The Ministry of Small- and Medium-Sized Enterprises, Social Economy and Handicrafts also announced a two-year tax exemption for startups in 2010.

“The freedom from tax payment is to help you have some stability and also a means of inviting foreign investors into the country,” says Evaristus Ekane, the Littoral regional chief of brigade for recoveries, or tax collection. “It also enables you to know how you’re faring on with the business.”

When entrepreneurs are first launching their businesses, the government cannot expect them to pay extensive taxes yet, Ekane says. The exemption allows entrepreneurs to invest in their ideas.

“It is to encourage more people to invest,” Ekane says. “That’s the advantage.”

After the grace period, the owners declare the businesses’ revenue to the government. If it has improved, the business advances to a higher tax bracket.

“If the turnover has not improved,” Fonzie says, “then the business cannot be classified. You would be obliged to shut down because you cannot pay taxes.”

The two-year tax exemption does not mean that businesses do not need to pay any taxes, Ngonde says. Rather, it spares business owners from paying the annual patent tax.

Although small-business owners say they appreciate the government’s efforts, some are skeptical of the initiatives’ feasibility.

Rita Zaumu, the CEO of printing business NDEMS Communication, which launched in 2009, says she wants to believe in the government’s mission to help small businesses. But she doubts the government’s ability to succeed because of slow services in the past.

“Business is something that goes very fast,” she says. “So that’s where I have an issue.”

Zaumu says that although the pending bank could be successful, she plans to observe its speed and reliability before using it in case bureaucracy renders it ineffective.

“Imagine that you have a business pending, and then you’re following up to get a loan,” she says. “It’s going to take a long time, and by the time you get the loan, the job would have been awarded to someone else.”

As for the two-year tax exemption, businesses suffer under cripplingly high tax rates after the grace period ends, Zaumu says. For every service her business provides a client, it must pay 19.25 percent of the sale in taxes.

“That’s a lot of money out of your business,” she says. “And to think that at the end of the day, you still have to pay rents, workers, maintain your assets and your machines. At the end of the day, you don’t have much money to take back home.”

But Enumedi says there has been an increase in new businesses since the government introduced the tax exemption and regional registration centers.

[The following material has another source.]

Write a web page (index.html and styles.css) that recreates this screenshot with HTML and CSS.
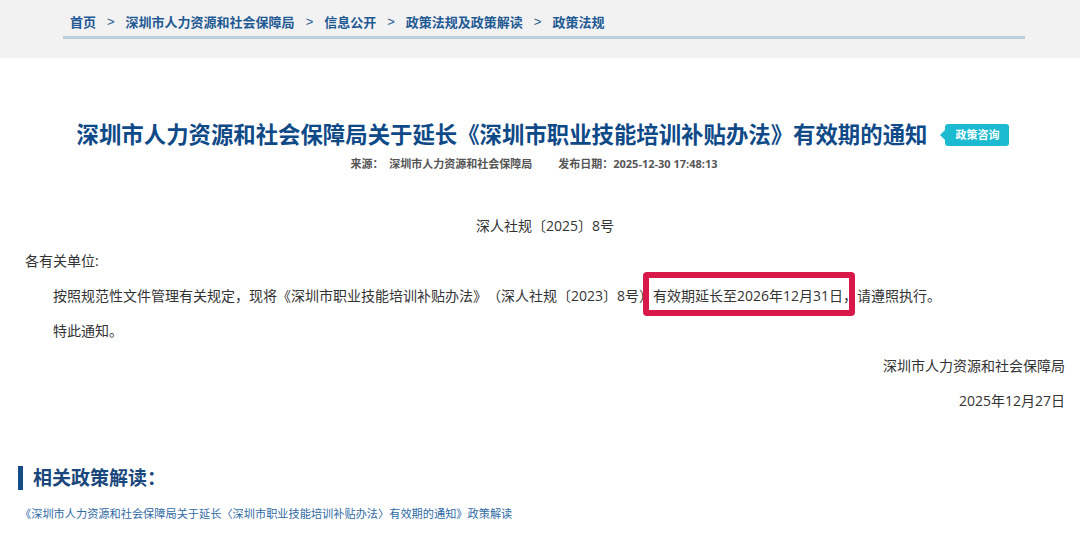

In 2011, 1,863 businesses launched, followed by 2,062 businesses in 2012 and already 913 during the first half of 2013.

These entrepreneurs have already improved the lives of many job seekers, says Gilles Lewat, the executive director of Youth Business Cameroon, an organization that empowers young Cameroonians to become entrepreneurs.

“When you bring someone who is employed to think about becoming self-employed, he’s not coming all alone out of employment,” he says. “He is going to generate a job for himself and many others.”

Startups and small businesses represent the future of Cameroon’s economy, he says.

“Just imagine the joy in one family when one person finds a job somewhere,” he says. “Just imagine the joy you can have in different families because of a company that has been generated by one person.”